2.14. Забастовка как объект кейс стади

 

Забастовка представляет собой оптимальный кейс для исследования. В отличие от других форм производственного конфликта забастовка представляет собой открытое развитие конфликта. Поэтому исследователю не нужно тратить много времени для того, чтобы выяснить основные направления и главные действующие силы, как это бывает при латентном конфликте. Забастовка расставляет все противодействующие силы по своим местам, делает противостояние видимым и легко поддающимся изучению. Кроме того, именно забастовка дает возможность описать кейс полностью, от начала до завершения. Границы забастовки четко очерчены рамками самовольного прекращения работы и ее возобновления. Может быть, именно поэтому наиболее известные книги по исследованию производственных конфликтов посвящены детальному описанию забастовок, их причин и механизмов развития. Краткосрочность (обычно не более одной-двух недель) забастовок и четкие границы позволяют дать наиболее целостную и полную характеристику исследуемого феномена в рамках определенного социального контекста.

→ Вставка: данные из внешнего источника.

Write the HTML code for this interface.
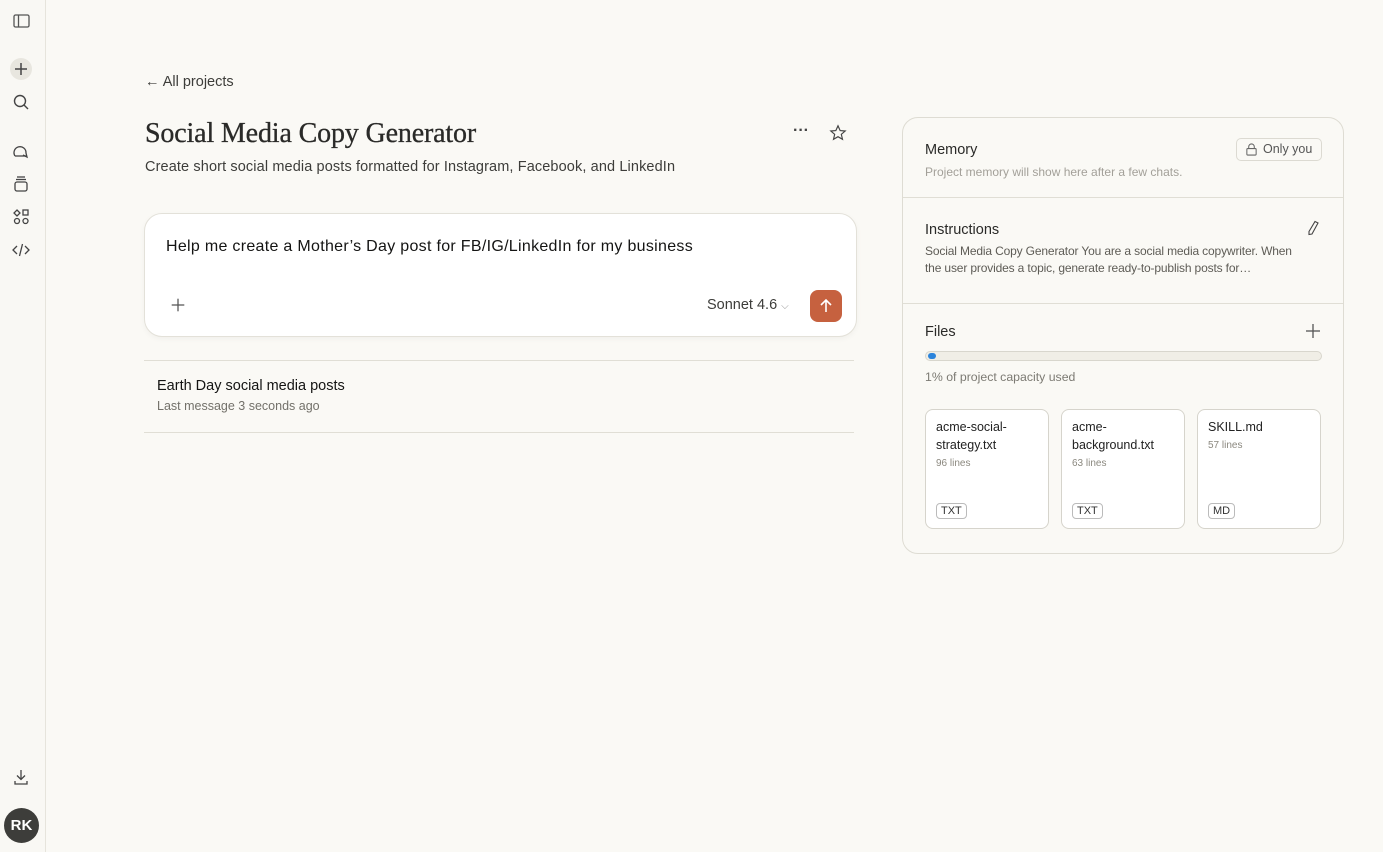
<!DOCTYPE html>
<html><head><meta charset="utf-8"><style>
*{box-sizing:border-box;margin:0;padding:0}
body{width:1383px;height:852px;background:#faf9f5;font-family:"Liberation Sans",sans-serif;color:#141413;position:relative;overflow:hidden}
.side{position:absolute;left:0;top:0;width:46px;height:852px;border-right:1px solid #e6e4dc;background:#f9f8f4}
.ic{position:absolute;left:11px;width:20px;height:20px}
.abs{position:absolute}
.muted{color:#8b887f}
.card{position:absolute;left:902px;top:117px;width:442px;height:437px;border:1px solid #dedcd3;border-radius:16px;background:#faf9f5}
.sec{position:absolute;left:0;width:100%;border-bottom:1px solid #e0ded5}
.file{position:absolute;top:409px;width:124px;height:120px;background:#fff;border:1px solid #d6d4cc;border-radius:8px;padding:8px 10px}
.file .n{font-size:12.5px;line-height:18px;color:#222}
.file .l{font-size:10px;color:#8b887f;margin-top:4px}
.tag{position:absolute;left:10px;bottom:9px;border:1px solid #bbb;border-radius:4px;font-size:11px;padding:1px 4px;color:#333}
</style></head><body>
<div class="side">
<svg class="ic" style="top:11px" viewBox="0 0 20 20" fill="none" stroke="#555" stroke-width="1.3"><rect x="3" y="4" width="15" height="12" rx="1.5"/><line x1="7.5" y1="4" x2="7.5" y2="16"/></svg>
<div class="abs" style="left:10px;top:58px;width:22px;height:22px;border-radius:50%;background:#e8e6df"></div>
<svg class="ic" style="top:59px" viewBox="0 0 20 20" stroke="#444" stroke-width="1.5"><line x1="10" y1="4" x2="10" y2="16"/><line x1="4" y1="10" x2="16" y2="10"/></svg>
<svg class="ic" style="top:92px" viewBox="0 0 20 20" fill="none" stroke="#444" stroke-width="1.4"><circle cx="9" cy="9" r="5.5"/><line x1="13" y1="13" x2="17" y2="17"/></svg>
<svg class="ic" style="top:141px" viewBox="0 0 20 20" fill="none" stroke="#444" stroke-width="1.3"><path d="M4 15 A6 6 0 1 1 15 12 L16 16 L12 14"/><path d="M4 15 H15"/></svg>
<svg class="ic" style="top:174px" viewBox="0 0 20 20" fill="none" stroke="#444" stroke-width="1.3"><rect x="4" y="8" width="12" height="9" rx="2"/><line x1="5" y1="5.5" x2="15" y2="5.5"/><line x1="6" y1="3" x2="14" y2="3"/></svg>
<svg class="ic" style="top:207px" viewBox="0 0 20 20" fill="none" stroke="#444" stroke-width="1.3"><path d="M6 3 L9 6 L6 9 L3 6Z"/><rect x="12" y="3" width="5" height="5"/><circle cx="6" cy="14" r="2.5"/><circle cx="14.5" cy="14" r="2.5"/></svg>
<svg class="ic" style="top:240px" viewBox="0 0 20 20" fill="none" stroke="#444" stroke-width="1.3"><path d="M6 6 L2 10 L6 14 M14 6 L18 10 L14 14 M11.5 4 L8.5 16"/></svg>
<svg class="ic" style="top:767px" viewBox="0 0 20 20" fill="none" stroke="#444" stroke-width="1.3"><path d="M10 3 V12 M6 8.5 L10 12.5 L14 8.5 M4 14 V17 H16 V14"/></svg>
<div class="abs" style="left:4px;top:808px;width:35px;height:35px;border-radius:50%;background:#3d3d3a;color:#fff;font-size:15px;font-weight:bold;text-align:center;line-height:35px">RK</div>
</div>

<div class="abs" style="left:145px;top:74px;font-size:14.5px;color:#3d3d3a">← All projects</div>
<div class="abs" style="left:145px;top:118px;font-family:'Liberation Serif',serif;font-size:28px;color:#2a2a28;letter-spacing:-0.15px;-webkit-text-stroke:0.3px #2a2a28">Social Media Copy Generator</div>
<div class="abs" style="left:793px;top:122px;font-size:16px;font-weight:bold;color:#444">···</div>
<svg class="abs" style="left:829px;top:124px" width="18" height="18" viewBox="0 0 20 20" fill="none" stroke="#444" stroke-width="1.3"><path d="M10 2 L12.4 7.3 L18 7.8 L13.7 11.5 L15 17 L10 14.1 L5 17 L6.3 11.5 L2 7.8 L7.6 7.3Z"/></svg>
<div class="abs" style="left:145px;top:159px;font-size:14.5px;color:#3d3d3a;letter-spacing:0.12px">Create short social media posts formatted for Instagram, Facebook, and LinkedIn</div>

<div class="abs" style="left:144px;top:213px;width:713px;height:124px;background:#fff;border:1px solid #e3e1d9;border-radius:18px;box-shadow:0 2px 6px rgba(0,0,0,.04)">
<div class="abs" style="left:21px;top:24px;font-size:16px;color:#141413;letter-spacing:0.3px">Help me create a Mother’s Day post for FB/IG/LinkedIn for my business</div>
<svg class="abs" style="left:24px;top:82px" width="18" height="18" viewBox="0 0 20 20" stroke="#555" stroke-width="1.4"><line x1="10" y1="3" x2="10" y2="17"/><line x1="3" y1="10" x2="17" y2="10"/></svg>
<div class="abs" style="left:562px;top:83px;font-size:14.5px;color:#3d3d3a">Sonnet 4.6 <span style="font-size:10px;color:#999">⌵</span></div>
<div class="abs" style="left:665px;top:76px;width:32px;height:32px;border-radius:8px;background:#c6613f"><svg width="32" height="32" viewBox="0 0 32 32" fill="none" stroke="#fff" stroke-width="1.6"><path d="M16 22 V10 M11 15 L16 10 L21 15"/></svg></div>
</div>

<div class="abs" style="left:144px;top:360px;width:710px;height:73px;border-top:1px solid #e0ded5;border-bottom:1px solid #e0ded5">
<div class="abs" style="left:13px;top:17px;font-size:14.5px;color:#141413">Earth Day social media posts</div>
<div class="abs muted" style="left:13px;top:38px;font-size:12.5px;color:#73716a">Last message 3 seconds ago</div>
</div>

<div class="card">
<div class="sec" style="top:0;height:80px">
<div class="abs" style="left:22px;top:24px;font-size:14.5px;color:#2a2a28">Memory</div>
<div class="abs muted" style="left:22px;top:47px;font-size:12px;color:#a3a099">Project memory will show here after a few chats.</div>
<div class="abs" style="left:333px;top:20px;width:86px;height:23px;border:1px solid #dcdad2;border-radius:5px;font-size:12.5px;color:#555;padding:3px 0 0 26px">Only you
<svg class="abs" style="left:8px;top:4px" width="13" height="13" viewBox="0 0 14 14" fill="none" stroke="#666" stroke-width="1.1"><rect x="2" y="6" width="10" height="7" rx="1"/><path d="M4 6 V4 A3 3 0 0 1 10 4 V6"/></svg></div>
</div>
<div class="sec" style="top:80px;height:106px">
<div class="abs" style="left:22px;top:24px;font-size:14.5px;color:#2a2a28">Instructions</div>
<svg class="abs" style="left:403px;top:22px" width="14" height="16" viewBox="0 0 14 16" fill="none" stroke="#444" stroke-width="1.1"><path d="M9 1.5 L12 3 L6 14 L3 14.5 L3 11.5Z"/></svg>
<div class="abs" style="left:22px;top:45px;width:398px;font-size:12px;line-height:17px;color:#5e5c56;letter-spacing:-0.15px">Social Media Copy Generator You are a social media copywriter. When<br>the user provides a topic, generate ready-to-publish posts for…</div>
</div>
<div class="abs" style="left:22px;top:206px;font-size:14.5px;color:#2a2a28">Files</div>
<svg class="abs" style="left:402px;top:205px" width="16" height="16" viewBox="0 0 16 16" stroke="#555" stroke-width="1.3"><line x1="8" y1="1" x2="8" y2="15"/><line x1="1" y1="8" x2="15" y2="8"/></svg>
<div class="abs" style="left:22px;top:233px;width:397px;height:10px;border:1px solid #d8d6cd;border-radius:5px;background:#f0eee6"><div style="margin:1px 0 0 2px;width:8px;height:6px;border-radius:3px;background:#2c84db"></div></div>
<div class="abs" style="left:22px;top:252px;font-size:12.3px;color:#7c7a73">1% of project capacity used</div>
</div>
<div class="file" style="left:925px"><div class="n">acme-social-<br>strategy.txt</div><div class="l">96 lines</div><span class="tag">TXT</span></div>
<div class="file" style="left:1061px"><div class="n">acme-<br>background.txt</div><div class="l">63 lines</div><span class="tag">TXT</span></div>
<div class="file" style="left:1197px"><div class="n">SKILL.md</div><div class="l">57 lines</div><span class="tag">MD</span></div>
</body></html>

Кейс стади дает богатый материал, так как раскрывает взаимодействия и реакции социальных акторов в рамках заданного социального и культурного контекста и дает объяснение субъективного смысла поведения участников забастовки, используя их собственные формулировки и оценки. Исследование забастовок позволяет дать объяснение, опираясь не только на объективные данные, но и учитывая материалы наблюдений (в том числе включенных), интервью с участниками конфликта, групповые дискуссии и т.д. В этом смысле можно сказать, что кейс стади забастовок позволяет не только дать описание протекающих конфликтов и взаимодействий социальных акторов, но и объяснить производственные конфликты исходя из интересов и ценностей конфликтующих сторон.

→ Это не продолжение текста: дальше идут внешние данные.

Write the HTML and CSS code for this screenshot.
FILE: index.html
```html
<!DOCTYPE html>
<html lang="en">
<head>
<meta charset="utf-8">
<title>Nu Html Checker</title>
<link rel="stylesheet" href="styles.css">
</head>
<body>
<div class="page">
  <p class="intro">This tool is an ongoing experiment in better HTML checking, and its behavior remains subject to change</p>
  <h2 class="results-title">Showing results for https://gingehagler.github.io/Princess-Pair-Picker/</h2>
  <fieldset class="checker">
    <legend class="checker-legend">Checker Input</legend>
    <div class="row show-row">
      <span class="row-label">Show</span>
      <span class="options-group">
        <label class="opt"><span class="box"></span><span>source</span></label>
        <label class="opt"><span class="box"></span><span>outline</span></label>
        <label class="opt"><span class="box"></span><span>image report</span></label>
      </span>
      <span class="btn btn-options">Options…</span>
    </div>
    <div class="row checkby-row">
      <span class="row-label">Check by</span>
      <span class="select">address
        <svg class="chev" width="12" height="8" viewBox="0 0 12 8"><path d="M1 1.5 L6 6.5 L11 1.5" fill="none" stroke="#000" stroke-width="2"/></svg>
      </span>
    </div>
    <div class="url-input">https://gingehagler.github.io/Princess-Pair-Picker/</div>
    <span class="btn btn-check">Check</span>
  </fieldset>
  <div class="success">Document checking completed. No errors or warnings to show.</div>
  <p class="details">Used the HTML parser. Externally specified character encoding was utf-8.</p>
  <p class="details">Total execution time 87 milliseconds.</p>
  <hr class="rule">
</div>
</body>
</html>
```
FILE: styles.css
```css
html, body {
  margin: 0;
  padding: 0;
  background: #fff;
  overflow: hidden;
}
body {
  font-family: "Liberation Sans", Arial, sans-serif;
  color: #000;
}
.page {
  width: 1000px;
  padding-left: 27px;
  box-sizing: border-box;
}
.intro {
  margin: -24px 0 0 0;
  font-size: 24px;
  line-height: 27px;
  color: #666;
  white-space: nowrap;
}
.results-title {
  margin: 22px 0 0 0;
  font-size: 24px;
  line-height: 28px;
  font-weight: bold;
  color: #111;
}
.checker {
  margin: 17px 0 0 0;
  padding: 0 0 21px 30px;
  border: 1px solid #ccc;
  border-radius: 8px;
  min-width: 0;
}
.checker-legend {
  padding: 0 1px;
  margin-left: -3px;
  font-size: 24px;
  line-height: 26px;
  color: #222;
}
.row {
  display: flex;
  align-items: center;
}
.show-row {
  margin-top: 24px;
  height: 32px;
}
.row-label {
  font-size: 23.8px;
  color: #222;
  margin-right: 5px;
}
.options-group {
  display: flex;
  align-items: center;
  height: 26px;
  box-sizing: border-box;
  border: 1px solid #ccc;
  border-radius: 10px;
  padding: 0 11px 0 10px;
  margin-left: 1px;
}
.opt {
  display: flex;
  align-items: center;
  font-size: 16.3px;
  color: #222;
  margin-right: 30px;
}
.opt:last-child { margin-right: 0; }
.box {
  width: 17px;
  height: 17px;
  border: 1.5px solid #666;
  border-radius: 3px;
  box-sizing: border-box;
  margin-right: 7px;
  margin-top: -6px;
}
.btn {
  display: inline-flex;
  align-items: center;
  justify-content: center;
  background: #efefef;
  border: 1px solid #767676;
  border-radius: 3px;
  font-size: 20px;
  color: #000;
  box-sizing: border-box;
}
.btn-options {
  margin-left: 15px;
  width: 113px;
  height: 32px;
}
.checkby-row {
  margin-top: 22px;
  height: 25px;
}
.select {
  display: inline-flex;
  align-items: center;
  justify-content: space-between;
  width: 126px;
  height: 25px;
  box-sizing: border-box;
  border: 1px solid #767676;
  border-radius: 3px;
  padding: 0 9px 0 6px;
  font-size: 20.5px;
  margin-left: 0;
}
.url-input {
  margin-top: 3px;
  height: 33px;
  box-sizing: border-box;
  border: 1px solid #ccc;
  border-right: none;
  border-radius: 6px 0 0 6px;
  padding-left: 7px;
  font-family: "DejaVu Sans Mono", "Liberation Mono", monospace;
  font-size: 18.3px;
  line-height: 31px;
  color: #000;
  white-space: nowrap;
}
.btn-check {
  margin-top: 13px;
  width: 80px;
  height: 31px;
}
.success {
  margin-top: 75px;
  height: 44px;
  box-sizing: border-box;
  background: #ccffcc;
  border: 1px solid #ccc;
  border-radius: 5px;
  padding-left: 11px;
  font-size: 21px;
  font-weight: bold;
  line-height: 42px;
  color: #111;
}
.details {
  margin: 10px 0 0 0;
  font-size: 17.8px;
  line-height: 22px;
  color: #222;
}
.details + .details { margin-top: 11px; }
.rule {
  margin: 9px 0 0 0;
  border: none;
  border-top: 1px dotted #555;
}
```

Выбор кейс стади в качестве основной исследовательской стратегии определяется тем, что не только в России, но и в Великобритании кейс стади забастовок – до сих пор скорее редкое исключение, чем правило. Кроме того, детальное описание самого процесса забастовки и поведения ее участников позволяет при проведении анализа идти от живого материала, а не от заранее приготовленных теоретических конструкций. В этом смысле этнографический подход, когда социолог выступает в роли «бриколера», собирающего мозаичную картину из, казалось бы, разрозненных осколков, представляется более плодотворным, чем применение какой-либо из универсальных теорий. Все они слишком общи и достаточно абстрактны, чтобы дать полное объяснение конкретных событий. Все же надо отметить, что применение теории социального действия оказывается более уместным при анализе конкретных забастовок, поскольку знание субъективных оценок участников конфликта, принадлежащих к разным группам, помогает лучше понять, чем они руководствовались, поступая тем или иным образом. Однако эта теория также не универсальна и должна быть дополнена детальным описанием социального контекста, в котором развертывается конфликт. Ниже, при анализе шахтерских выступлений, я постараюсь, там, где возможно, проследить весь процесс развертывания забастовки, от начала до завершения, описать конкретную ситуацию и выяснить конкретные причины, подтолкнувшие рабочих к выступлению.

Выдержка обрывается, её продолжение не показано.